Она смотрела на Перри Дисса, а он - на нее, полуприкрыв глаза, но пристально, неотрывно. Он так точно описал ее белую комнату. Он там бывал? У него есть своя? Он знает. Он знает про нее, Герду, а она - про него. Как, откуда, когда он узнал - не важно. В конце концов, он прожил долгую жизнь. В молодости, во время бомбежки потерял жену. Вокруг его имени всегда витал ореол скандала: художник любил натурщиц, но не профессионалок, а юных девочек из уважаемых, достойных семей. Потом оказался ответчиком в тяжелейшем, грязном, полном ненависти бракоразводном процессе. И был, между прочим, крупным художником. Ну, почти крупным. Теперь он не в моде. Его не воспринимают всерьез. И внутри у него, как у Герды Химмельблау, ледяная, ослепительно белая комната, где сидит его боль, его собственная Кей - озлобленная, с заплетающимся языком, в больничном кресле.
Пожилой китаец принес блюдо с апельсиновыми дольками. Яркими, готовыми лопнуть от нутряного напора сладчайшего сока, который пульсировал в вытянутых, точно слезки, оранжевых ячейках. Перри Дисс придвинул к ней блюдо, и она увидела на его запястьях старые, глубокие, аккуратные шрамы.
- Апельсин - воистину райский фрукт. И Матисс был первым, кто понял его цвет вполне. Не находите? В апельсине сочетается все: свет, тень, оранжевое на голубом, на зеленом, на черном... Я ведь однажды навещал Матисса, сразу после войны, он тогда снимал квартиру в Ницце. Я в те дни был преисполнен надежд, восхищался им, сердился на него, намеревался скоро, совсем скоро взять над ним верх: вот пойму это, да вот еще то... Так и не понял. А он был уже тяжко болен, после операции, и монашки, которые за ним ухаживали, называли его "воскресший из мертвых"... В квартире оказалось мрачно, темно: занавески задернуты, даже ставни наглухо закрыты. Я поразился. Мне-то представлялось, что он живет, купается в свете, дышит им. Я так и выпалил не раздумывая: "Как вы можете закрываться от света?" А он спокойно, вежливо растолковал - мол, врачи поговаривают, что ему грозит потеря зрения. И он заранее готовит себя к полной темноте. И добавил: "Кроме того, свет - черного цвета". Помните картину "Черная дверь"? Молодая женщина в белой с красноватым отливом рубашке и пестром лимонно-кадмиевом пеньюаре сидит, откинувшись в полосатом кресле, у нее охряно-желтые волосы, чуть сбоку окно, оттуда льется свет, а сзади, повыше - черная дверь. Почти никто не умел так писать черный цвет. Почти никто.

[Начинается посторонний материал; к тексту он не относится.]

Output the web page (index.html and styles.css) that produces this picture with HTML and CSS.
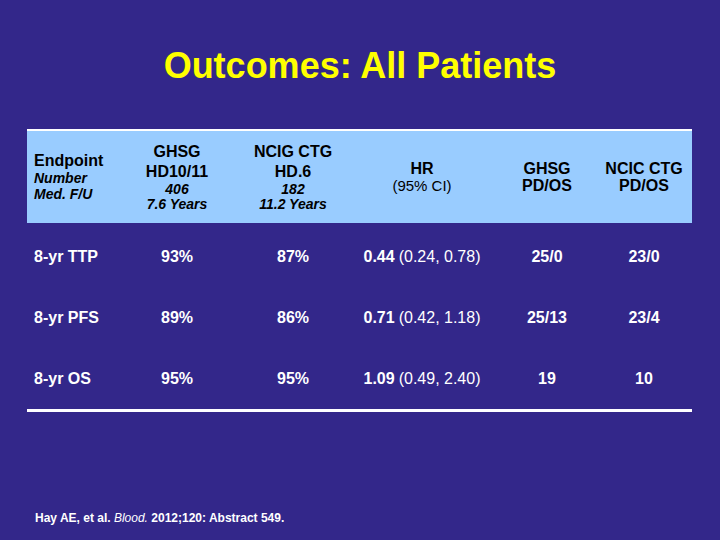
FILE: index.html
```html
<!DOCTYPE html>
<html lang="en">
<head>
<meta charset="utf-8">
<title>Outcomes: All Patients</title>
<link rel="stylesheet" href="styles.css">
</head>
<body>
<div class="slide">
  <h1 class="title">Outcomes: All Patients</h1>
  <div class="table">
    <div class="head">
      <div class="hcell first">
        <div class="hb">Endpoint</div>
        <div class="hi">Number</div>
        <div class="hi">Med. F/U</div>
      </div>
      <div class="hcell study">
        <div class="hb">GHSG</div>
        <div class="hb">HD10/11</div>
        <div class="hi">406</div>
        <div class="hi">7.6 Years</div>
      </div>
      <div class="hcell study">
        <div class="hb">NCIG CTG</div>
        <div class="hb">HD.6</div>
        <div class="hi">182</div>
        <div class="hi">11.2 Years</div>
      </div>
      <div class="hcell pair">
        <div class="hb">HR</div>
        <div class="hr">(95% CI)</div>
      </div>
      <div class="hcell pair">
        <div class="hb">GHSG</div>
        <div class="hb">PD/OS</div>
      </div>
      <div class="hcell pair">
        <div class="hb">NCIC CTG</div>
        <div class="hb">PD/OS</div>
      </div>
    </div>
    <div class="body">
      <div class="row">
        <div class="cell first">8-yr TTP</div>
        <div class="cell">93%</div>
        <div class="cell">87%</div>
        <div class="cell">0.44 <span class="ci">(0.24, 0.78)</span></div>
        <div class="cell">25/0</div>
        <div class="cell">23/0</div>
      </div>
      <div class="row">
        <div class="cell first">8-yr PFS</div>
        <div class="cell">89%</div>
        <div class="cell">86%</div>
        <div class="cell">0.71 <span class="ci">(0.42, 1.18)</span></div>
        <div class="cell">25/13</div>
        <div class="cell">23/4</div>
      </div>
      <div class="row">
        <div class="cell first">8-yr OS</div>
        <div class="cell">95%</div>
        <div class="cell">95%</div>
        <div class="cell">1.09 <span class="ci">(0.49, 2.40)</span></div>
        <div class="cell">19</div>
        <div class="cell">10</div>
      </div>
    </div>
  </div>
  <p class="ref">Hay AE, et al. <i>Blood.</i> 2012;120: Abstract 549.</p>
</div>
</body>
</html>
```

FILE: styles.css
```css
html, body {
  margin: 0;
  padding: 0;
}
body {
  width: 720px;
  height: 540px;
  background: #33278a;
  font-family: "Liberation Sans", Arial, sans-serif;
  overflow: hidden;
}
.slide {
  display: flex;
  flex-direction: column;
  height: 540px;
}
.title {
  margin: 45px 0 0;
  height: 41px;
  line-height: 41px;
  font-size: 36px;
  font-weight: bold;
  color: #ffff00;
  text-align: center;
}
.table {
  margin: 43px 0 0 27px;
  width: 665px;
}
.head,
.row {
  display: grid;
  grid-template-columns: 92px 116px 116px 142px 108px 86px;
  padding-right: 5px;
}
.head {
  border-top: 2px solid #ffffff;
  background: #99ccff;
  height: 92px;
  color: #000000;
}
.hcell {
  display: flex;
  flex-direction: column;
  justify-content: center;
  align-items: center;
  text-align: center;
}
.hcell.first {
  align-items: flex-start;
  padding-left: 7px;
  text-align: left;
}
.hb {
  font-size: 16px;
  font-weight: bold;
  line-height: 18px;
}
.hi {
  font-size: 14px;
  font-weight: bold;
  font-style: italic;
  line-height: 16px;
}
.hr {
  font-size: 15px;
  line-height: 17px;
}
.study .hb {
  line-height: 20px;
}
.study .hi {
  line-height: 15px;
}
.pair .hb {
  line-height: 17px;
}
.body {
  padding-top: 3px;
  border-bottom: 3px solid #ffffff;
}
.row {
  height: 61px;
  color: #ffffff;
  font-size: 16px;
  font-weight: bold;
}
.cell {
  display: flex;
  align-items: center;
  justify-content: center;
  white-space: nowrap;
}
.cell.first {
  justify-content: flex-start;
  padding-left: 7px;
}
.ci {
  font-weight: normal;
  margin-left: 4px;
}
.ref {
  margin: 99px 0 0 35px;
  font-size: 12px;
  font-weight: bold;
  color: #ffffff;
  line-height: 14px;
}
.ref i {
  font-weight: normal;
}
```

Герда Химмельблау надкусила апельсиновую дольку. Сладко. Она сказала:
- Он писал: "Я, когда работаю, верю в Бога".
- Он также писал: "Когда я работаю, я - Бог". Что-то в этом есть... Знаете, родители надеялись, что я стану священником. Но я не смог полюбить религию, чей главный символ - человеческое тело, прибитое гвоздями над алтарем. Нет, я выбираю "Танец"!

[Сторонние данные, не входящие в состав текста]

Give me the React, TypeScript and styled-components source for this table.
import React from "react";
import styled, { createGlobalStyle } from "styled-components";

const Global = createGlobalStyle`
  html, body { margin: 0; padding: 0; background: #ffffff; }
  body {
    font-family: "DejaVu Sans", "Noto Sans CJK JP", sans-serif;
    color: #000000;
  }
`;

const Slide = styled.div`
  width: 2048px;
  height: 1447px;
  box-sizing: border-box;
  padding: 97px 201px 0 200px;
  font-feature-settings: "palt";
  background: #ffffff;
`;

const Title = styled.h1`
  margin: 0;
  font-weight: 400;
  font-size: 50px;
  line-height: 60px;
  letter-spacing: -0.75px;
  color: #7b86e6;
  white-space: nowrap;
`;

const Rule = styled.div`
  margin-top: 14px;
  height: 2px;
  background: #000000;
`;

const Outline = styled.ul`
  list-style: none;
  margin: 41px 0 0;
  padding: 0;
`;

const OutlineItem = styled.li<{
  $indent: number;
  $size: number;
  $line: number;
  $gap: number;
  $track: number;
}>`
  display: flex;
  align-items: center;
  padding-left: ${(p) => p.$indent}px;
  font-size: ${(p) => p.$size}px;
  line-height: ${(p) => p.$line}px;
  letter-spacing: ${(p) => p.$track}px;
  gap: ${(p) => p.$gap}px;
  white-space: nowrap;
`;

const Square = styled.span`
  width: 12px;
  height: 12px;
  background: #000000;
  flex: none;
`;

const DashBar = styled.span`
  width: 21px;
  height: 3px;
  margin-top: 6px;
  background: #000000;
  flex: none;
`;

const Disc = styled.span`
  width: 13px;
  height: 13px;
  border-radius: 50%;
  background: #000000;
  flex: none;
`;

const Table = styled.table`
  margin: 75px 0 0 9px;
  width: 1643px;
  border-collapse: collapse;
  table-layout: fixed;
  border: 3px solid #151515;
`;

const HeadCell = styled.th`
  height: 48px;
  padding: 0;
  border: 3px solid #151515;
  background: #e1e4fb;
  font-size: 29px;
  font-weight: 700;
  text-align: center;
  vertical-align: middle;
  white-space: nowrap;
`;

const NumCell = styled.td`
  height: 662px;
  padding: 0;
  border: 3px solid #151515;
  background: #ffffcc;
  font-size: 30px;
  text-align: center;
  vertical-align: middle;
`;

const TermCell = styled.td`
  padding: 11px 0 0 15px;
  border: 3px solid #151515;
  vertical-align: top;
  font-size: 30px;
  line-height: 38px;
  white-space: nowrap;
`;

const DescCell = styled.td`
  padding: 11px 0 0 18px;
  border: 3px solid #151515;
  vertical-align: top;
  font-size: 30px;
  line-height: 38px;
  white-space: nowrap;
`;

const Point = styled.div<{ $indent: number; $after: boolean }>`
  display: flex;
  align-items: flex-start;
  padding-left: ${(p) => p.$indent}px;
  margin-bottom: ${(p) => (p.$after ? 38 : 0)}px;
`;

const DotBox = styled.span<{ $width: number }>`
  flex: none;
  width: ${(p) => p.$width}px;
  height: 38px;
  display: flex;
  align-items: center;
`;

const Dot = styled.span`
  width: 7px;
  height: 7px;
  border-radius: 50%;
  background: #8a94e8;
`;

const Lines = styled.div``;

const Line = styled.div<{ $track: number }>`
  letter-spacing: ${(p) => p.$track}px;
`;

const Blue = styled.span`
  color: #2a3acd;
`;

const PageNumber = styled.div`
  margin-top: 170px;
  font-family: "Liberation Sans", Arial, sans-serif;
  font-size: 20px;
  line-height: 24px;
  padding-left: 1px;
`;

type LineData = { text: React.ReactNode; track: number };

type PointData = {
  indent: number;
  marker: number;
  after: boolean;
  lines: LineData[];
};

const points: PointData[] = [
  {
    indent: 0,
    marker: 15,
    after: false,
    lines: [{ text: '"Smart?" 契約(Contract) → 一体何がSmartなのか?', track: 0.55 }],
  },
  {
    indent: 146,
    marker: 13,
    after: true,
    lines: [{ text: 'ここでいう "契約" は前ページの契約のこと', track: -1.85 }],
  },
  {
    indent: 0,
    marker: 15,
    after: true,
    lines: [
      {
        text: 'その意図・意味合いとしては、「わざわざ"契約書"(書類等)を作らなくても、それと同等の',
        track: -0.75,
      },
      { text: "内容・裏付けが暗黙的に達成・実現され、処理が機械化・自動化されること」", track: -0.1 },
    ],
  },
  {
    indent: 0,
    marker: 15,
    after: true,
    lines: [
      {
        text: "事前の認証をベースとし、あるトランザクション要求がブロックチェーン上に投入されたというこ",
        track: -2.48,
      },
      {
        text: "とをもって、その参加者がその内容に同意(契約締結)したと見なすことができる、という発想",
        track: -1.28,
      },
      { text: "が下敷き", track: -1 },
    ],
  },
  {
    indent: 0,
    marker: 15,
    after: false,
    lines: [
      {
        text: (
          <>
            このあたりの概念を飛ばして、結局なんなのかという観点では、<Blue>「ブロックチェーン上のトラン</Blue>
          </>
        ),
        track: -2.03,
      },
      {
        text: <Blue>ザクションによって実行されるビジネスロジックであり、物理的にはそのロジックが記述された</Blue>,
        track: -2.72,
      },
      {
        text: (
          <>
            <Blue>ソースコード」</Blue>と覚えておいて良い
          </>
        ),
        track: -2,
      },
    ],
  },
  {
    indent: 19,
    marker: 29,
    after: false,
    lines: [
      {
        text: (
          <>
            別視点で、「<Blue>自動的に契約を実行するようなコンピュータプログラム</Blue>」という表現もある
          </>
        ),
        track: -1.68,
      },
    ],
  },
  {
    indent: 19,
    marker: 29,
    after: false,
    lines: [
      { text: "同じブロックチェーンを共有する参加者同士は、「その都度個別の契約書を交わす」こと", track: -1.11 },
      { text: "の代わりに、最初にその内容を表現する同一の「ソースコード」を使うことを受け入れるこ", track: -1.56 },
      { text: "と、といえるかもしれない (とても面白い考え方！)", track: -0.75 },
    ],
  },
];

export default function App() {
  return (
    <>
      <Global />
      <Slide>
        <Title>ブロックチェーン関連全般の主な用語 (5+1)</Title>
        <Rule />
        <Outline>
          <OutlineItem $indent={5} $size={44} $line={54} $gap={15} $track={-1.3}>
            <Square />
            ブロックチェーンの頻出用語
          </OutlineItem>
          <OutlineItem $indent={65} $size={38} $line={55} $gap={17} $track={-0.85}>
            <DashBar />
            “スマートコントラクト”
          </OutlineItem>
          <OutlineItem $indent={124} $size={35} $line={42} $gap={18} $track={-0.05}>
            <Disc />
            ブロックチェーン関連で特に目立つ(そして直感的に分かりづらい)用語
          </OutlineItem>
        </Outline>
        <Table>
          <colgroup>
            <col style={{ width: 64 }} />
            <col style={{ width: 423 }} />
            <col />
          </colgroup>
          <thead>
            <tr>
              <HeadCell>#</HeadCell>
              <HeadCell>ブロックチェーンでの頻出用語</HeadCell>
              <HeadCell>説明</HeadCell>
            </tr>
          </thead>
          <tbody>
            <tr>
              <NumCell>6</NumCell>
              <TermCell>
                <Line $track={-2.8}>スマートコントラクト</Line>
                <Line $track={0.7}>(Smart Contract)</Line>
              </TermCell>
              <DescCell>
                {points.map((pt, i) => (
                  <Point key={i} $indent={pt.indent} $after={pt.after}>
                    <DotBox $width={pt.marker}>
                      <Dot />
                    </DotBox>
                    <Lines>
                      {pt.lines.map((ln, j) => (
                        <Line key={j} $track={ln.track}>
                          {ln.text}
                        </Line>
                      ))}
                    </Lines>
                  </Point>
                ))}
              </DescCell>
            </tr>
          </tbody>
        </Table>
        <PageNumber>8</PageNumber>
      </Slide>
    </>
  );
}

Герда Химмельблау засобиралась. Но Перри Дисс продолжал:
- Потому-то я и сказал вам, совершенно как на духу: эта девица оскверняет то, что я почитаю священным. Что с нею делать? Я тоже не хочу, чтобы она наказала нас всех, наложив на себя руки, но я не готов потакать оскорблениям, лености...

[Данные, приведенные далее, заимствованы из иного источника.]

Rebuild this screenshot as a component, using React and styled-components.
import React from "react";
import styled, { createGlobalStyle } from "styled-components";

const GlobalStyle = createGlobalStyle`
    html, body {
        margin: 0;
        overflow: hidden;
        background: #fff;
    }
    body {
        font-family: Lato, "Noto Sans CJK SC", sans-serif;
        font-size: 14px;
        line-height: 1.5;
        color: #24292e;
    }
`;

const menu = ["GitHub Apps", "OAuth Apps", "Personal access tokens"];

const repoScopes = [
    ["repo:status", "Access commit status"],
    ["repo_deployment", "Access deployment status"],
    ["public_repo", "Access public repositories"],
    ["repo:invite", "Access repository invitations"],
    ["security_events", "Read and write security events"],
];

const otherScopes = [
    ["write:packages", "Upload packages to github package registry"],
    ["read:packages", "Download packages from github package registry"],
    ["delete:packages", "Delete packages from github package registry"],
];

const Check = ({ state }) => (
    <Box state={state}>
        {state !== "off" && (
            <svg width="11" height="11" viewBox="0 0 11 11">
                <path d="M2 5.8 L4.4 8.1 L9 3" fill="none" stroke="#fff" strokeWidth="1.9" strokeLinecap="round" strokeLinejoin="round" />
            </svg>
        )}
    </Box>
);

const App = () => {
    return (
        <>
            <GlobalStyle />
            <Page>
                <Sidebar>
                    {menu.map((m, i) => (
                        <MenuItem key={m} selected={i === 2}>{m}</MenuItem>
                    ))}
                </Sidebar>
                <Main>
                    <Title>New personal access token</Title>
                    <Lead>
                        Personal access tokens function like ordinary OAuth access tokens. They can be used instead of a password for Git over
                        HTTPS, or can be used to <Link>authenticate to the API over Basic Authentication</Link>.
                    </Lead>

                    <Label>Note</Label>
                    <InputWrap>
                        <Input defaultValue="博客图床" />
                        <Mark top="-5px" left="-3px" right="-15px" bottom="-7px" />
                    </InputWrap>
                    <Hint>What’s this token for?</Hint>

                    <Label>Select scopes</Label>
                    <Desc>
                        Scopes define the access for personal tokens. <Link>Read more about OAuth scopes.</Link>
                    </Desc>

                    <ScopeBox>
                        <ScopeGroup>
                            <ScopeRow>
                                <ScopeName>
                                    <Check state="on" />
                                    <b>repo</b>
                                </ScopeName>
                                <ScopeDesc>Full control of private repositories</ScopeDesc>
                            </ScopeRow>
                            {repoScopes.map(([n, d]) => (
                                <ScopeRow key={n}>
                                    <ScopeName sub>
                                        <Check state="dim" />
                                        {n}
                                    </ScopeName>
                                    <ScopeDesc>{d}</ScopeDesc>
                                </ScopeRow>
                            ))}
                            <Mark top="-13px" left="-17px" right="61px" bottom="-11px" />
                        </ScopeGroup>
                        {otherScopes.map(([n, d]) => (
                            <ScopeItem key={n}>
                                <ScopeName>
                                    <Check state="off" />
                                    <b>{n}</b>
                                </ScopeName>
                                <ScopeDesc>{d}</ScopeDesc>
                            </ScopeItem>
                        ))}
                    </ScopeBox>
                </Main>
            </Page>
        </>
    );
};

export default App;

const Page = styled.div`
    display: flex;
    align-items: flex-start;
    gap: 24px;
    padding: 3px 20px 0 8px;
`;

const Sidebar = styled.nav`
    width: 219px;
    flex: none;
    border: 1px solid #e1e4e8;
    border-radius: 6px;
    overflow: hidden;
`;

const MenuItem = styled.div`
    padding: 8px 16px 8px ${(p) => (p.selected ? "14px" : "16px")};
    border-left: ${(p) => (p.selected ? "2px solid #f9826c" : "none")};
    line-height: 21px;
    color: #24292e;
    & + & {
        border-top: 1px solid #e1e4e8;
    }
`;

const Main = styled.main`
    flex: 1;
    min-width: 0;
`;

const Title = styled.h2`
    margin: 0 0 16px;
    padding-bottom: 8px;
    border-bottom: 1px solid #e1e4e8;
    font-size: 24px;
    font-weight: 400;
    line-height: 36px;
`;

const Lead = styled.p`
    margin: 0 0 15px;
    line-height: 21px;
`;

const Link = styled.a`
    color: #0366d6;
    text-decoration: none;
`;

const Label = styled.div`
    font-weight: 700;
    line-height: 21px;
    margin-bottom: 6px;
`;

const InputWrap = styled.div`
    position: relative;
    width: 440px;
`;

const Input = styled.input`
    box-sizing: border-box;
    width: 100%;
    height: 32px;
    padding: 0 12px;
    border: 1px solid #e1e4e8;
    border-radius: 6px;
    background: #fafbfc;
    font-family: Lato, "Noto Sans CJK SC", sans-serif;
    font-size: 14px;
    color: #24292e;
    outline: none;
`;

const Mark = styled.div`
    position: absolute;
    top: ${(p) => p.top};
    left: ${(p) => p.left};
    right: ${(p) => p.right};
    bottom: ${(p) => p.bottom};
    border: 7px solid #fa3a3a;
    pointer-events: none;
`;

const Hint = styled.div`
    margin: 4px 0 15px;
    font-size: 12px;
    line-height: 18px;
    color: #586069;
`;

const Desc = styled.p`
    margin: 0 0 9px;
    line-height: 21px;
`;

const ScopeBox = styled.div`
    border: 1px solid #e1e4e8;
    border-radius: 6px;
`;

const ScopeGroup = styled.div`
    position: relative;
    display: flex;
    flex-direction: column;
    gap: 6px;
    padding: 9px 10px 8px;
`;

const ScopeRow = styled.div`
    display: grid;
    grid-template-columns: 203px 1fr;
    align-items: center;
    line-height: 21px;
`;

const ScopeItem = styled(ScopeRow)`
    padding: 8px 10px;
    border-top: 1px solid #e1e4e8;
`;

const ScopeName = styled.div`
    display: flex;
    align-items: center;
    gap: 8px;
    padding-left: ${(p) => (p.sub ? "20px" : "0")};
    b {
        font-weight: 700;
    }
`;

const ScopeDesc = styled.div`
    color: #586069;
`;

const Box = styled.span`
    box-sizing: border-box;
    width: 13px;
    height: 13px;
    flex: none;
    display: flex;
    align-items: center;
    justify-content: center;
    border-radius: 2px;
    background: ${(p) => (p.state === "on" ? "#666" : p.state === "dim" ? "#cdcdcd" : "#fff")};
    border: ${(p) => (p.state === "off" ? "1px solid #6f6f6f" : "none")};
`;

Герде Химмельблау вдруг представилось бледное, как очищенная картошка, лицо Пегги Ноллетт. Она сидела в белой комнате, набрякшие веки были едва раздвинуты, и сквозь щели злобно и хитро пялились маленькие глазки. А еще Герда Химмельблау увидела золотые апельсины, розовые руки и ноги, изгиб синего чехла от скрипки, и все это - в черной комнате. Надо сделать выбор. Но что бы она ни выбрала, эти яркие формы будут по-прежнему сиять в темноте.